What is CPTED or Safety by Design?

It’s pretty simple really. To quote from the International CPTED Association “… (CPTED) is a multi-disciplinary approach of crime prevention that uses urban and architectural design and the management of built and natural environments. CPTED strategies aim to reduce victimization, deter offender decisions that precede criminal acts, and build a sense of community among inhabitants so they can gain territorial control of areas, reduce crime, and minimize fear of crime.” In short, CPTED is about designing an area so that the opportunity for criminal behaviour is minimised. It also includes the priority to build community as a strategy.

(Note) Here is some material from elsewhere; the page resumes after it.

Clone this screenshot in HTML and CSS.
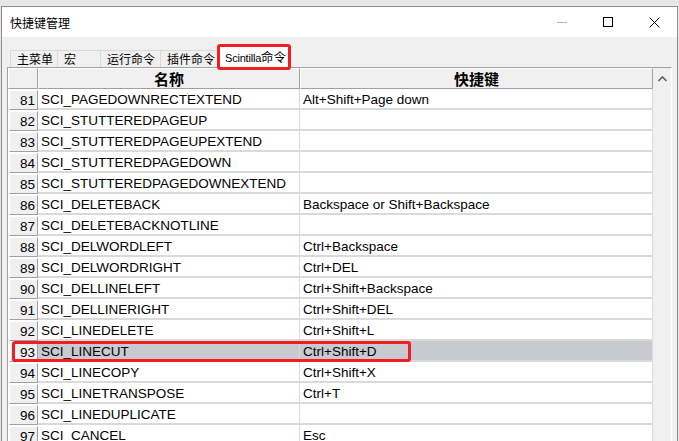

I’m not an Urban Designer or Development Planner but I do see areas that are poorly designed and planned without what appear to be any reference to CPTED principles.

Poor Design

This is one of the things I see frequently. There are many sub divisions or residential developments where CPTED would appear to be a final consideration. From my observation, as a cyclist, these are those subdivisions that are rambling in nature with many long streets ending in cul-de-sacs. While a cul-de-sac can be a safe place as you can easily observe your neighbours when they are at the end of a long street, they create problems. They are hard to navigate around and are a real problem for emergency services trying to find a location. It is even worse when there is poor signage. They also make it difficult for pedestrians trying to get quickly to a chosen destination.

Dangerous Pathways

I see these all the time. Many are the result of poor design described above. If people live at the end of one of these lengthy cul-de-sac’s pathways are created between properties so pedestrians don’t need to walk around the world to get to a location. It is not the presence of these pathways that is the issue, but their design. It almost appears as if many are designed as an afterthought or so the developer doesn’t lose valuable residential land to pedestrian access. The result is a pathway that goes between high fences and with no lighting or CCTV. Thee are some I wouldn’t walk down in the daylight, let alone at night.

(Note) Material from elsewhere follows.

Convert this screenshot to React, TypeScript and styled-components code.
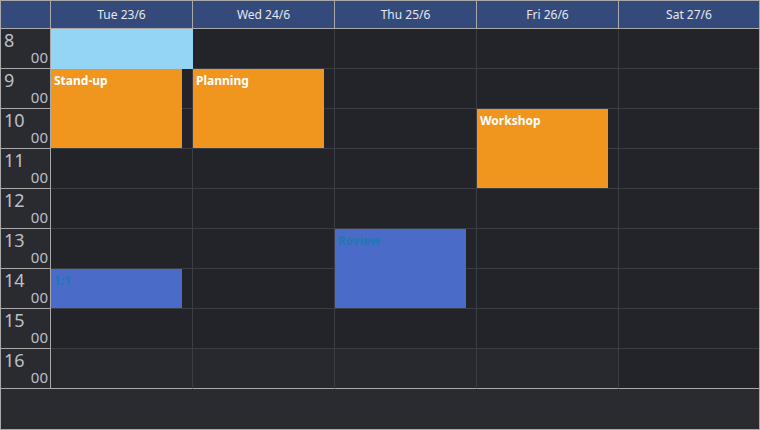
import styled, { createGlobalStyle } from "styled-components";

const days = ["Tue 23/6", "Wed 24/6", "Thu 25/6", "Fri 26/6", "Sat 27/6"];
const hours = [8, 9, 10, 11, 12, 13, 14, 15, 16];

type CalEvent = {
  day: number;
  start: number;
  length: number;
  title: string;
  kind: "orange" | "blue";
};

const events: CalEvent[] = [
  { day: 0, start: 9, length: 2, title: "Stand-up", kind: "orange" },
  { day: 1, start: 9, length: 2, title: "Planning", kind: "orange" },
  { day: 3, start: 10, length: 2, title: "Workshop", kind: "orange" },
  { day: 2, start: 13, length: 2, title: "Review", kind: "blue" },
  { day: 0, start: 14, length: 1, title: "1:1", kind: "blue" },
];

const ROW = 40;

export default function App() {
  return (
    <>
      <GlobalStyle />
      <Frame>
        <HeaderRow>
          <Corner />
          {days.map((d, i) => (
            <DayHead key={d} $last={i === days.length - 1}>
              {d}
            </DayHead>
          ))}
        </HeaderRow>
        <Body>
          <TimeColumn>
            {hours.map((h) => (
              <TimeCell key={h}>
                <Hour>{h}</Hour>
                <Minutes>00</Minutes>
              </TimeCell>
            ))}
          </TimeColumn>
          {days.map((d, di) => (
            <DayColumn key={d}>
              {hours.map((h, hi) => (
                <Cell
                  key={h}
                  $last={di === days.length - 1}
                  $final={hi === hours.length - 1}
                  $shaded={hi === hours.length - 1 && di < days.length - 1}
                />
              ))}
              {di === 0 && <Selection />}
              {events
                .filter((e) => e.day === di)
                .map((e) => (
                  <EventBox
                    key={e.title}
                    $kind={e.kind}
                    style={{
                      top: (e.start - 8) * ROW,
                      height: e.length * ROW - 1,
                    }}
                  >
                    {e.title}
                  </EventBox>
                ))}
            </DayColumn>
          ))}
        </Body>
        <Footer />
      </Frame>
    </>
  );
}

const GlobalStyle = createGlobalStyle`
  html, body {
    margin: 0;
    padding: 0;
    background: #2a2b30;
  }
`;

const Frame = styled.div`
  width: 760px;
  height: 430px;
  box-sizing: border-box;
  border: 1px solid #a9a9a9;
  background: #2a2b30;
  display: flex;
  flex-direction: column;
  font-family: "Noto Sans", "Open Sans", sans-serif;
  overflow: hidden;
`;

const columns = `50px repeat(4, 142px) 140px`;

const HeaderRow = styled.div`
  display: grid;
  grid-template-columns: ${columns};
  height: 28px;
  background: #344a7a;
`;

const Corner = styled.div`
  box-sizing: border-box;
  border-right: 1px solid #a9a9a9;
  border-bottom: 1px solid #a9a9a9;
`;

const DayHead = styled.div<{ $last?: boolean }>`
  box-sizing: border-box;
  border-right: ${(p) => (p.$last ? "none" : "1px solid #a9a9a9")};
  border-bottom: 1px solid #a9a9a9;
  display: flex;
  align-items: center;
  justify-content: center;
  color: #e4e8f0;
  font-size: 12px;
`;

const Body = styled.div`
  display: grid;
  grid-template-columns: ${columns};
`;

const TimeColumn = styled.div`
  display: flex;
  flex-direction: column;
  background: #2a2b30;
`;

const TimeCell = styled.div`
  box-sizing: border-box;
  height: ${ROW}px;
  border-right: 1px solid #a9a9a9;
  border-bottom: 1px solid #a9a9a9;
  display: flex;
  flex-direction: column;
  justify-content: space-between;
  padding: 1px 2px 3px 3px;
  color: #bcc0c8;
`;

const Hour = styled.span`
  font-size: 18px;
  line-height: 20px;
`;

const Minutes = styled.span`
  align-self: flex-end;
  font-size: 15px;
  line-height: 15px;
`;

const DayColumn = styled.div`
  position: relative;
  display: flex;
  flex-direction: column;
`;

const Cell = styled.div<{ $last?: boolean; $final?: boolean; $shaded?: boolean }>`
  box-sizing: border-box;
  height: ${ROW}px;
  background: ${(p) => (p.$shaded ? "#28292e" : "#232429")};
  border-right: ${(p) => (p.$last ? "none" : "1px solid #3a3d43")};
  border-bottom: 1px solid ${(p) => (p.$final ? "#a9a9a9" : "#3a3d43")};
`;

const Selection = styled.div`
  position: absolute;
  top: 0;
  left: 0;
  width: 142px;
  height: ${ROW}px;
  background: #94d4f4;
`;

const EventBox = styled.div<{ $kind: "orange" | "blue" }>`
  position: absolute;
  left: 0;
  width: 131px;
  box-sizing: border-box;
  padding: 4px 3px;
  background: ${(p) => (p.$kind === "orange" ? "#f0961f" : "#4a6cc8")};
  color: ${(p) => (p.$kind === "orange" ? "#ffffff" : "#1f78b2")};
  font-size: 12px;
  font-weight: 700;
  line-height: 16px;
`;

const Footer = styled.div`
  flex: 1;
  background: #2a2b30;
`;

The additional problem with many of these pathways is that they create an easy escape route for someone who has committed a crime, making it hard for Police to pursue them.

This is an issue that really should have not arisen. It is something that could have been dealt with at the design stage. But if CPTED and safety is not a high priority then it probably wasn’t considered at all.

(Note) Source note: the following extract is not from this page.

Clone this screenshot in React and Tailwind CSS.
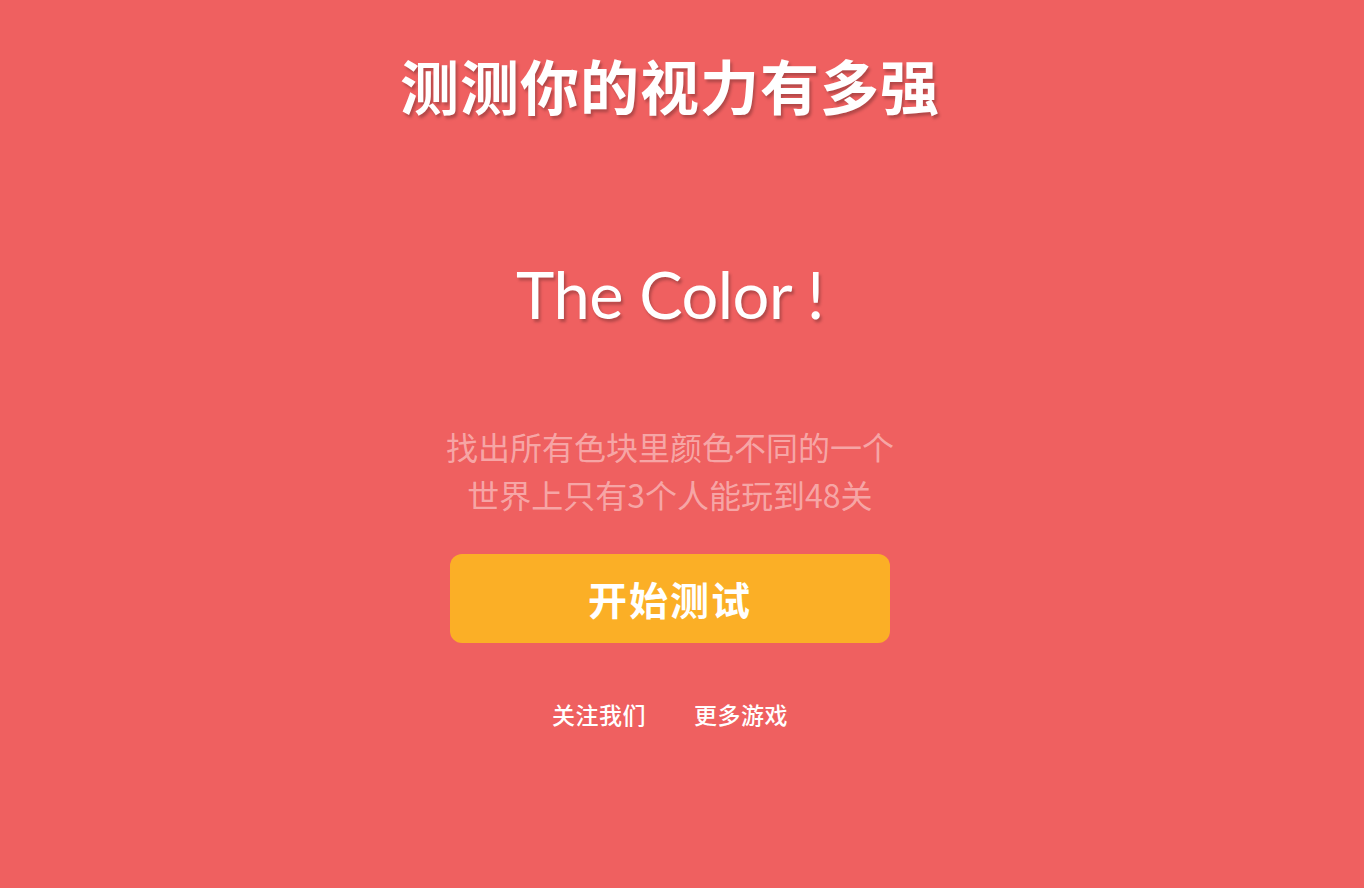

There are cycleways and pathways that go into rainforest with no way for a pedestrian to view who or what is up ahead. There are shared pathways between gullies and ravines on one side and high fences on the other. These are locations where it would be easy for someone to become trapped between two groups of people considering criminal actions. Again, these safety issues should have been considered in the design phase.

Risky Practices

It isn’t just poor design noticed as a pedestrian or cyclist but risky practices by residents.

I live in a city that has, anecdotally, a high crime rate, particularly youth crime. It astounds me as to some of the practices of residents that increases the risk of crime. I’m not saying that people are deliberately putting themselves and property at risk but behaviours where if people knew more about CPTED they wouldn’t do. For example, the number of houses where the garage door is left up or part way up with no one observable in the vicinity of the garage. This provides opportunity for a person considering a property crime to enter the garage. It is even worse if keys are left on a key hook or bench. Once a property has been entered by a person contemplating a crime it is easy for them to take keys, that are in plain site and steal a car. A simple practice. Leave the garage door down when you are not in the vicinity and store keys out of sight.

Tools or items left in the front yard. This is careless behaviour. Again, this just provides an invitation for a criminal to either steal the item or use it to gain forceable entry to your property.

Conclusion

There are so many things that can be done to create a safe environment. There are two things I particularly want to underline from my cycling observations:

The first one is for people to be considered in the design phase. This doesn’t mean only considering how people could find the quickest route somewhere but considering how to keep them safe.

The second main thing is something we can all do. That is to consider how small actions can make our property and ourselves safe. It isn’t hard to do.